Web page code records:
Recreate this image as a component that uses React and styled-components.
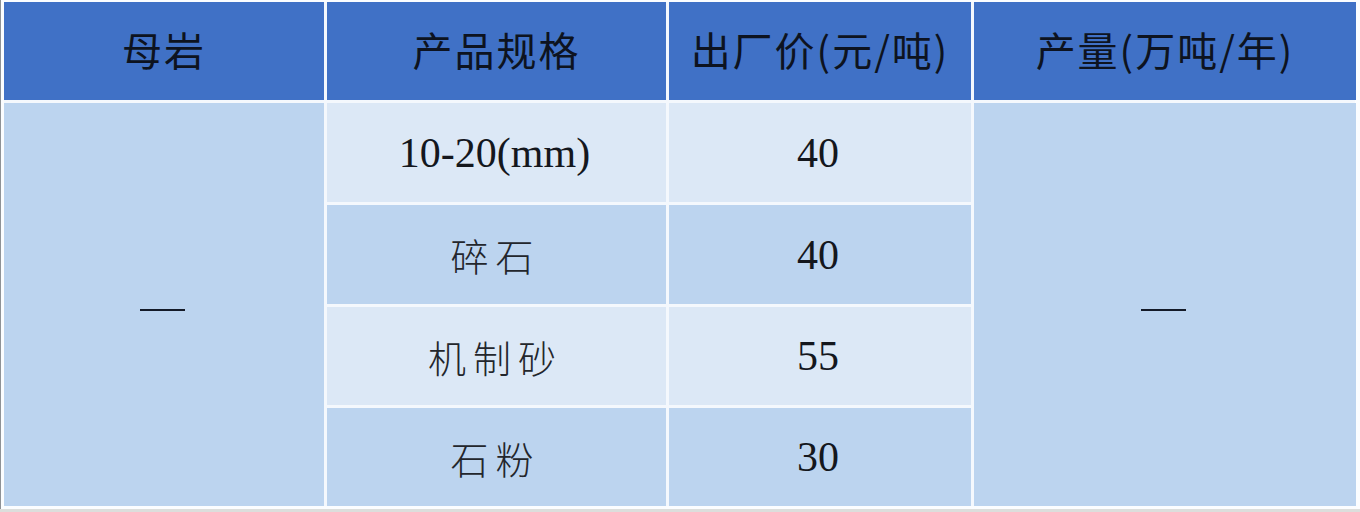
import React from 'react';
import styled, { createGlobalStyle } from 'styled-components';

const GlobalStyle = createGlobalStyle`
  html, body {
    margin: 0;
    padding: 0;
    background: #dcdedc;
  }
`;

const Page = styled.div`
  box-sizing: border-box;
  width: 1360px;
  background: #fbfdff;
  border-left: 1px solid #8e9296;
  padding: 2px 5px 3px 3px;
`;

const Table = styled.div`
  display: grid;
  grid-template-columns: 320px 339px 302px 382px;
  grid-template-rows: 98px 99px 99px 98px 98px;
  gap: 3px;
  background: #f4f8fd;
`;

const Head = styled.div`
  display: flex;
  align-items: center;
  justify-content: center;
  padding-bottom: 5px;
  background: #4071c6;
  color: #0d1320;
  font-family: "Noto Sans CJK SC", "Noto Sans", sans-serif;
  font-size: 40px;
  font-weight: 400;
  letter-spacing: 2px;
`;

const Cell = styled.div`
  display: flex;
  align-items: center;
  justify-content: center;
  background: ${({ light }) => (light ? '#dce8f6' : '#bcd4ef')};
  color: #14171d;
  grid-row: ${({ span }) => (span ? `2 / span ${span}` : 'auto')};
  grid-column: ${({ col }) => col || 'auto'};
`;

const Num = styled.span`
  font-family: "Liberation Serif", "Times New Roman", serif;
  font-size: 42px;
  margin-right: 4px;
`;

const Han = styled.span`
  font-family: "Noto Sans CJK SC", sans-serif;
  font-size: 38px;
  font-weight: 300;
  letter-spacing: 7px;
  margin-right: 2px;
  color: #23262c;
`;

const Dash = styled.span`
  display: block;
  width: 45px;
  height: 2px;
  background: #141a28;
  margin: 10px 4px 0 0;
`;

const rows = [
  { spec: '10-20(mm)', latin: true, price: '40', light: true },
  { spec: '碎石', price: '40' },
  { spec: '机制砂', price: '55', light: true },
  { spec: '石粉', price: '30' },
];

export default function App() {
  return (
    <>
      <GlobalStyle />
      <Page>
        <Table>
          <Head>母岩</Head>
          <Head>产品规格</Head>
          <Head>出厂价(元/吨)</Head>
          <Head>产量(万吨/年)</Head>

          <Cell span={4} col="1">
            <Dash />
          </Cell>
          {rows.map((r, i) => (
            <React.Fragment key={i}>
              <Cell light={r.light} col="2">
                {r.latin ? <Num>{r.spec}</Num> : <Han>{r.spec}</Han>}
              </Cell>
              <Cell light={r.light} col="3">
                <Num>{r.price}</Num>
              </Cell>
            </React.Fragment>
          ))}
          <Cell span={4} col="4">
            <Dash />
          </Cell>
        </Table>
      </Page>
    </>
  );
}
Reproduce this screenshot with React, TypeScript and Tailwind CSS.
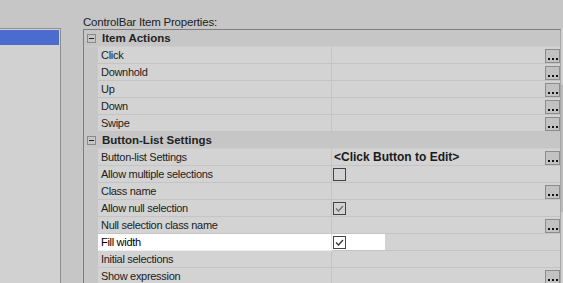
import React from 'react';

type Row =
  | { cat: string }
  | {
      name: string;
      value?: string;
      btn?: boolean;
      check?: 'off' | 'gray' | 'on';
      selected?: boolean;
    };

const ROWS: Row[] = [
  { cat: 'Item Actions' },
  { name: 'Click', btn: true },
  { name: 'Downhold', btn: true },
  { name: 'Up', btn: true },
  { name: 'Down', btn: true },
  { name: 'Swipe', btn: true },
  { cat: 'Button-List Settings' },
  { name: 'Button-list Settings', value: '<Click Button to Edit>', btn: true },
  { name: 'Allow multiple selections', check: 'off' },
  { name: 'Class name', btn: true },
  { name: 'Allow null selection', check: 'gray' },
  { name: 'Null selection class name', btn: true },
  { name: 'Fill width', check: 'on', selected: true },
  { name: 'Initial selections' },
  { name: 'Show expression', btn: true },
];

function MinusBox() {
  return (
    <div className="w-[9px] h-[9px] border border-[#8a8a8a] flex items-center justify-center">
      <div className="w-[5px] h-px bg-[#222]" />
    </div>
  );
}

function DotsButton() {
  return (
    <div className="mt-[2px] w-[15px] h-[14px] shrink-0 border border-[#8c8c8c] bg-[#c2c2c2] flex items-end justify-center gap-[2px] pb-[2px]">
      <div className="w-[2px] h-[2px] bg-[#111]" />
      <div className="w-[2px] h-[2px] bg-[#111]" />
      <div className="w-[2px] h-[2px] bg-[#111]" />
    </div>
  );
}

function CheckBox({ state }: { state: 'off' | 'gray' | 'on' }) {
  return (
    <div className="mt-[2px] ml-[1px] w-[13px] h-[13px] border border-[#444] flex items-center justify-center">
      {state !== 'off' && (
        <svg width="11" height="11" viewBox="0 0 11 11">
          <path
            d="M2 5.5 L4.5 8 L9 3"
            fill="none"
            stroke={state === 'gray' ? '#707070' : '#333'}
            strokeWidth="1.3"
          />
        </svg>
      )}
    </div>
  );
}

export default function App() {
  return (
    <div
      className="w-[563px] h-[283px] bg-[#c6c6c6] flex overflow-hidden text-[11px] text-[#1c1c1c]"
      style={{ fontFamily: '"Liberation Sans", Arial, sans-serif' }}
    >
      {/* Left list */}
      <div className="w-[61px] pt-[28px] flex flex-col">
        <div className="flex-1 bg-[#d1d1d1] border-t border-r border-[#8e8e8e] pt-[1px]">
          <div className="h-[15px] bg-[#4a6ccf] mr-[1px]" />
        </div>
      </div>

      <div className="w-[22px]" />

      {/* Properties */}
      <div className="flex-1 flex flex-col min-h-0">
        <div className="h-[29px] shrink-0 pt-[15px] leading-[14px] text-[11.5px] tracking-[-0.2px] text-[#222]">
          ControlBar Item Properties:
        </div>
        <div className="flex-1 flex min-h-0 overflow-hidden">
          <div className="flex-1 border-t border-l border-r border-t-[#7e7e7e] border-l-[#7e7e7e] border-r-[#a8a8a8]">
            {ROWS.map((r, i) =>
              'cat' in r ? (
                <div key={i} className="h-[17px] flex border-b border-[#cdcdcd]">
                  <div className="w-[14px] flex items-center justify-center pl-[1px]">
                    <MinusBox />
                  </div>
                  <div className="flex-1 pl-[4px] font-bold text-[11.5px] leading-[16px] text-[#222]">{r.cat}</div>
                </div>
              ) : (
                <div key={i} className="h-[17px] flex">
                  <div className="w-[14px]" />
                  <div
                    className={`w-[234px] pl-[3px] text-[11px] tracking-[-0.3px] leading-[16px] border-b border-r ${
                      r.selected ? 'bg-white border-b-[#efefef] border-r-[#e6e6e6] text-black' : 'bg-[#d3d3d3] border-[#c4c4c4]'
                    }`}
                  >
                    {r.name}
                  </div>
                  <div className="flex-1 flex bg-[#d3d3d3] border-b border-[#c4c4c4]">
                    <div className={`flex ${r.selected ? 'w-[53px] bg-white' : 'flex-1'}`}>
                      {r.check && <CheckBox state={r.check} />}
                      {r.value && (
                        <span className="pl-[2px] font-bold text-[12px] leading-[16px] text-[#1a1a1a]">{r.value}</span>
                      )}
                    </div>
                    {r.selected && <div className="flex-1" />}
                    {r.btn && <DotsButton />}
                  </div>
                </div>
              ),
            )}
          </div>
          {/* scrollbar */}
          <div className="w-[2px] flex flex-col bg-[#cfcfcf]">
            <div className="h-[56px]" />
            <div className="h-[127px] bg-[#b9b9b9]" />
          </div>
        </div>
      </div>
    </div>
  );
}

[Stated exercise] Reproduce all of the entries word for word, skipping any pictures they hold.

[Solution to the exercise]
Recreate this image as a component that uses React and styled-components.
import React from 'react';
import styled, { createGlobalStyle } from 'styled-components';

const GlobalStyle = createGlobalStyle`
  html, body {
    margin: 0;
    padding: 0;
    background: #dcdedc;
  }
`;

const Page = styled.div`
  box-sizing: border-box;
  width: 1360px;
  background: #fbfdff;
  border-left: 1px solid #8e9296;
  padding: 2px 5px 3px 3px;
`;

const Table = styled.div`
  display: grid;
  grid-template-columns: 320px 339px 302px 382px;
  grid-template-rows: 98px 99px 99px 98px 98px;
  gap: 3px;
  background: #f4f8fd;
`;

const Head = styled.div`
  display: flex;
  align-items: center;
  justify-content: center;
  padding-bottom: 5px;
  background: #4071c6;
  color: #0d1320;
  font-family: "Noto Sans CJK SC", "Noto Sans", sans-serif;
  font-size: 40px;
  font-weight: 400;
  letter-spacing: 2px;
`;

const Cell = styled.div`
  display: flex;
  align-items: center;
  justify-content: center;
  background: ${({ light }) => (light ? '#dce8f6' : '#bcd4ef')};
  color: #14171d;
  grid-row: ${({ span }) => (span ? `2 / span ${span}` : 'auto')};
  grid-column: ${({ col }) => col || 'auto'};
`;

const Num = styled.span`
  font-family: "Liberation Serif", "Times New Roman", serif;
  font-size: 42px;
  margin-right: 4px;
`;

const Han = styled.span`
  font-family: "Noto Sans CJK SC", sans-serif;
  font-size: 38px;
  font-weight: 300;
  letter-spacing: 7px;
  margin-right: 2px;
  color: #23262c;
`;

const Dash = styled.span`
  display: block;
  width: 45px;
  height: 2px;
  background: #141a28;
  margin: 10px 4px 0 0;
`;

const rows = [
  { spec: '10-20(mm)', latin: true, price: '40', light: true },
  { spec: '碎石', price: '40' },
  { spec: '机制砂', price: '55', light: true },
  { spec: '石粉', price: '30' },
];

export default function App() {
  return (
    <>
      <GlobalStyle />
      <Page>
        <Table>
          <Head>母岩</Head>
          <Head>产品规格</Head>
          <Head>出厂价(元/吨)</Head>
          <Head>产量(万吨/年)</Head>

          <Cell span={4} col="1">
            <Dash />
          </Cell>
          {rows.map((r, i) => (
            <React.Fragment key={i}>
              <Cell light={r.light} col="2">
                {r.latin ? <Num>{r.spec}</Num> : <Han>{r.spec}</Han>}
              </Cell>
              <Cell light={r.light} col="3">
                <Num>{r.price}</Num>
              </Cell>
            </React.Fragment>
          ))}
          <Cell span={4} col="4">
            <Dash />
          </Cell>
        </Table>
      </Page>
    </>
  );
}
Reproduce this screenshot with React, TypeScript and Tailwind CSS.
import React from 'react';

type Row =
  | { cat: string }
  | {
      name: string;
      value?: string;
      btn?: boolean;
      check?: 'off' | 'gray' | 'on';
      selected?: boolean;
    };

const ROWS: Row[] = [
  { cat: 'Item Actions' },
  { name: 'Click', btn: true },
  { name: 'Downhold', btn: true },
  { name: 'Up', btn: true },
  { name: 'Down', btn: true },
  { name: 'Swipe', btn: true },
  { cat: 'Button-List Settings' },
  { name: 'Button-list Settings', value: '<Click Button to Edit>', btn: true },
  { name: 'Allow multiple selections', check: 'off' },
  { name: 'Class name', btn: true },
  { name: 'Allow null selection', check: 'gray' },
  { name: 'Null selection class name', btn: true },
  { name: 'Fill width', check: 'on', selected: true },
  { name: 'Initial selections' },
  { name: 'Show expression', btn: true },
];

function MinusBox() {
  return (
    <div className="w-[9px] h-[9px] border border-[#8a8a8a] flex items-center justify-center">
      <div className="w-[5px] h-px bg-[#222]" />
    </div>
  );
}

function DotsButton() {
  return (
    <div className="mt-[2px] w-[15px] h-[14px] shrink-0 border border-[#8c8c8c] bg-[#c2c2c2] flex items-end justify-center gap-[2px] pb-[2px]">
      <div className="w-[2px] h-[2px] bg-[#111]" />
      <div className="w-[2px] h-[2px] bg-[#111]" />
      <div className="w-[2px] h-[2px] bg-[#111]" />
    </div>
  );
}

function CheckBox({ state }: { state: 'off' | 'gray' | 'on' }) {
  return (
    <div className="mt-[2px] ml-[1px] w-[13px] h-[13px] border border-[#444] flex items-center justify-center">
      {state !== 'off' && (
        <svg width="11" height="11" viewBox="0 0 11 11">
          <path
            d="M2 5.5 L4.5 8 L9 3"
            fill="none"
            stroke={state === 'gray' ? '#707070' : '#333'}
            strokeWidth="1.3"
          />
        </svg>
      )}
    </div>
  );
}

export default function App() {
  return (
    <div
      className="w-[563px] h-[283px] bg-[#c6c6c6] flex overflow-hidden text-[11px] text-[#1c1c1c]"
      style={{ fontFamily: '"Liberation Sans", Arial, sans-serif' }}
    >
      {/* Left list */}
      <div className="w-[61px] pt-[28px] flex flex-col">
        <div className="flex-1 bg-[#d1d1d1] border-t border-r border-[#8e8e8e] pt-[1px]">
          <div className="h-[15px] bg-[#4a6ccf] mr-[1px]" />
        </div>
      </div>

      <div className="w-[22px]" />

      {/* Properties */}
      <div className="flex-1 flex flex-col min-h-0">
        <div className="h-[29px] shrink-0 pt-[15px] leading-[14px] text-[11.5px] tracking-[-0.2px] text-[#222]">
          ControlBar Item Properties:
        </div>
        <div className="flex-1 flex min-h-0 overflow-hidden">
          <div className="flex-1 border-t border-l border-r border-t-[#7e7e7e] border-l-[#7e7e7e] border-r-[#a8a8a8]">
            {ROWS.map((r, i) =>
              'cat' in r ? (
                <div key={i} className="h-[17px] flex border-b border-[#cdcdcd]">
                  <div className="w-[14px] flex items-center justify-center pl-[1px]">
                    <MinusBox />
                  </div>
                  <div className="flex-1 pl-[4px] font-bold text-[11.5px] leading-[16px] text-[#222]">{r.cat}</div>
                </div>
              ) : (
                <div key={i} className="h-[17px] flex">
                  <div className="w-[14px]" />
                  <div
                    className={`w-[234px] pl-[3px] text-[11px] tracking-[-0.3px] leading-[16px] border-b border-r ${
                      r.selected ? 'bg-white border-b-[#efefef] border-r-[#e6e6e6] text-black' : 'bg-[#d3d3d3] border-[#c4c4c4]'
                    }`}
                  >
                    {r.name}
                  </div>
                  <div className="flex-1 flex bg-[#d3d3d3] border-b border-[#c4c4c4]">
                    <div className={`flex ${r.selected ? 'w-[53px] bg-white' : 'flex-1'}`}>
                      {r.check && <CheckBox state={r.check} />}
                      {r.value && (
                        <span className="pl-[2px] font-bold text-[12px] leading-[16px] text-[#1a1a1a]">{r.value}</span>
                      )}
                    </div>
                    {r.selected && <div className="flex-1" />}
                    {r.btn && <DotsButton />}
                  </div>
                </div>
              ),
            )}
          </div>
          {/* scrollbar */}
          <div className="w-[2px] flex flex-col bg-[#cfcfcf]">
            <div className="h-[56px]" />
            <div className="h-[127px] bg-[#b9b9b9]" />
          </div>
        </div>
      </div>
    </div>
  );
}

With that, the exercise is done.